**Source material:**
==================================================
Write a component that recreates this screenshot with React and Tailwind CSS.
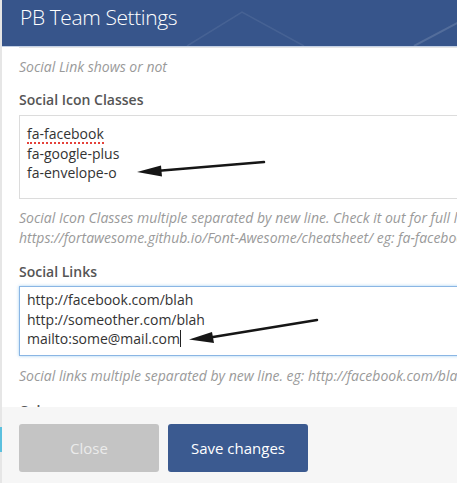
export default function App() {
  return (
    <div className="relative w-[457px] h-[483px] overflow-hidden flex bg-white font-['Open_Sans',sans-serif]">
      {/* backdrop sliver on the left */}
      <div className="w-[2px] shrink-0 flex flex-col bg-[#e6e6e6]">
        <div className="h-[427px]" />
        <div className="h-[25px] bg-[#5bc0de]" />
      </div>

      <div className="flex-1 min-w-0 flex flex-col">
        {/* Header */}
        <div className="relative h-[46px] shrink-0 bg-[#37558b] overflow-hidden">
          <svg className="absolute inset-0" width="455" height="46">
            <polyline points="185,46 240,12 302,46" fill="none" stroke="#ffffff" strokeOpacity="0.08" strokeWidth="1.5" />
            <line x1="412" y1="46" x2="457" y2="22" stroke="#ffffff" strokeOpacity="0.14" strokeWidth="2" />
          </svg>
          <h4 className="relative pl-[18px] text-[21px] leading-[34px] text-white font-light tracking-[-0.4px]">PB Team Settings</h4>
        </div>
        <div className="h-[1px] shrink-0 bg-[#c3d1e6]" />

        {/* Body */}
        <div className="flex-1 min-h-0 overflow-hidden">
          <div className="w-[540px] pl-[17px]">
            <div className="h-[1px] border-b border-[#e6e6e6]" />
            <p className="mt-[9px] text-[14px] leading-[20px] italic text-[#9a9a9a]">Social Link shows or not</p>

            <label className="block mt-[13px] text-[14px] leading-[20px] font-semibold text-[#555]">Social Icon Classes</label>
            <div className="mt-[5px] h-[84px] border border-[#dcdcdc] pl-[7px] pt-[8px] text-[14px] leading-[19.5px] text-[#333]">
              <div className="h-[19.5px]">
                <span className="border-b-2 border-dotted border-[#e5413a] leading-[16px] inline-block">fa-facebook</span>
              </div>
              <div>fa-google-plus</div>
              <div>fa-envelope-o</div>
            </div>
            <p className="mt-[9px] text-[14px] leading-[20px] italic text-[#9a9a9a] whitespace-nowrap">
              Social Icon Classes multiple separated by new line. Check it out for full list
              <br />
              https://fortawesome.github.io/Font-Awesome/cheatsheet/ eg: fa-facebook
            </p>

            <label className="block mt-[14px] text-[14px] leading-[20px] font-semibold text-[#555]">Social Links</label>
            <div className="mt-[4px] h-[70px] border border-[#8ab6e4] shadow-[0_0_3px_rgba(102,175,233,0.6)] pl-[7px] pt-[3px] text-[14px] leading-[19.5px] text-[#333]">
              <div>http://facebook.com/blah</div>
              <div>http://someother.com/blah</div>
              <div className="flex items-center">
                mailto:some@mail.com
                <span className="inline-block w-[1px] h-[17px] bg-[#222]" />
              </div>
            </div>
            <p className="mt-[10px] text-[14px] leading-[20px] italic text-[#9a9a9a] whitespace-nowrap">
              Social links multiple separated by new line. eg: http://facebook.com/blah
            </p>

            <label className="block mt-[15px] text-[14px] leading-[20px] font-semibold text-[#555]">Color</label>
          </div>
        </div>

        {/* Footer */}
        <div className="h-[76px] shrink-0 bg-[#f6f6f6] pl-[17px] pt-[17px] flex gap-[9px]">
          <button className="w-[140px] h-[48px] rounded-[3px] bg-[#c4c4c4] text-[15px] text-[#ebebeb]">Close</button>
          <button className="w-[140px] h-[48px] rounded-[3px] bg-[#3b5a90] text-[15px] text-white">Save changes</button>
        </div>
      </div>

      {/* annotation arrows */}
      <svg className="absolute inset-0 pointer-events-none" width="457" height="483">
        <line x1="264" y1="162" x2="156" y2="171" stroke="#161616" strokeWidth="2.5" strokeLinecap="round" />
        <polygon points="137,172 161,165.5 162,176.5" fill="#161616" />
        <line x1="317" y1="320" x2="210" y2="337.5" stroke="#161616" strokeWidth="2.5" strokeLinecap="round" />
        <polygon points="189,339.5 212,332 214,343" fill="#161616" />
      </svg>
    </div>
  );
}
==================================================
**Problem to work on:** Skip the pictures, then retype every line above exactly.

**Solved exercise:**
Write a component that recreates this screenshot with React and Tailwind CSS.
export default function App() {
  return (
    <div className="relative w-[457px] h-[483px] overflow-hidden flex bg-white font-['Open_Sans',sans-serif]">
      {/* backdrop sliver on the left */}
      <div className="w-[2px] shrink-0 flex flex-col bg-[#e6e6e6]">
        <div className="h-[427px]" />
        <div className="h-[25px] bg-[#5bc0de]" />
      </div>

      <div className="flex-1 min-w-0 flex flex-col">
        {/* Header */}
        <div className="relative h-[46px] shrink-0 bg-[#37558b] overflow-hidden">
          <svg className="absolute inset-0" width="455" height="46">
            <polyline points="185,46 240,12 302,46" fill="none" stroke="#ffffff" strokeOpacity="0.08" strokeWidth="1.5" />
            <line x1="412" y1="46" x2="457" y2="22" stroke="#ffffff" strokeOpacity="0.14" strokeWidth="2" />
          </svg>
          <h4 className="relative pl-[18px] text-[21px] leading-[34px] text-white font-light tracking-[-0.4px]">PB Team Settings</h4>
        </div>
        <div className="h-[1px] shrink-0 bg-[#c3d1e6]" />

        {/* Body */}
        <div className="flex-1 min-h-0 overflow-hidden">
          <div className="w-[540px] pl-[17px]">
            <div className="h-[1px] border-b border-[#e6e6e6]" />
            <p className="mt-[9px] text-[14px] leading-[20px] italic text-[#9a9a9a]">Social Link shows or not</p>

            <label className="block mt-[13px] text-[14px] leading-[20px] font-semibold text-[#555]">Social Icon Classes</label>
            <div className="mt-[5px] h-[84px] border border-[#dcdcdc] pl-[7px] pt-[8px] text-[14px] leading-[19.5px] text-[#333]">
              <div className="h-[19.5px]">
                <span className="border-b-2 border-dotted border-[#e5413a] leading-[16px] inline-block">fa-facebook</span>
              </div>
              <div>fa-google-plus</div>
              <div>fa-envelope-o</div>
            </div>
            <p className="mt-[9px] text-[14px] leading-[20px] italic text-[#9a9a9a] whitespace-nowrap">
              Social Icon Classes multiple separated by new line. Check it out for full list
              <br />
              https://fortawesome.github.io/Font-Awesome/cheatsheet/ eg: fa-facebook
            </p>

            <label className="block mt-[14px] text-[14px] leading-[20px] font-semibold text-[#555]">Social Links</label>
            <div className="mt-[4px] h-[70px] border border-[#8ab6e4] shadow-[0_0_3px_rgba(102,175,233,0.6)] pl-[7px] pt-[3px] text-[14px] leading-[19.5px] text-[#333]">
              <div>http://facebook.com/blah</div>
              <div>http://someother.com/blah</div>
              <div className="flex items-center">
                mailto:some@mail.com
                <span className="inline-block w-[1px] h-[17px] bg-[#222]" />
              </div>
            </div>
            <p className="mt-[10px] text-[14px] leading-[20px] italic text-[#9a9a9a] whitespace-nowrap">
              Social links multiple separated by new line. eg: http://facebook.com/blah
            </p>

            <label className="block mt-[15px] text-[14px] leading-[20px] font-semibold text-[#555]">Color</label>
          </div>
        </div>

        {/* Footer */}
        <div className="h-[76px] shrink-0 bg-[#f6f6f6] pl-[17px] pt-[17px] flex gap-[9px]">
          <button className="w-[140px] h-[48px] rounded-[3px] bg-[#c4c4c4] text-[15px] text-[#ebebeb]">Close</button>
          <button className="w-[140px] h-[48px] rounded-[3px] bg-[#3b5a90] text-[15px] text-white">Save changes</button>
        </div>
      </div>

      {/* annotation arrows */}
      <svg className="absolute inset-0 pointer-events-none" width="457" height="483">
        <line x1="264" y1="162" x2="156" y2="171" stroke="#161616" strokeWidth="2.5" strokeLinecap="round" />
        <polygon points="137,172 161,165.5 162,176.5" fill="#161616" />
        <line x1="317" y1="320" x2="210" y2="337.5" stroke="#161616" strokeWidth="2.5" strokeLinecap="round" />
        <polygon points="189,339.5 212,332 214,343" fill="#161616" />
      </svg>
    </div>
  );
}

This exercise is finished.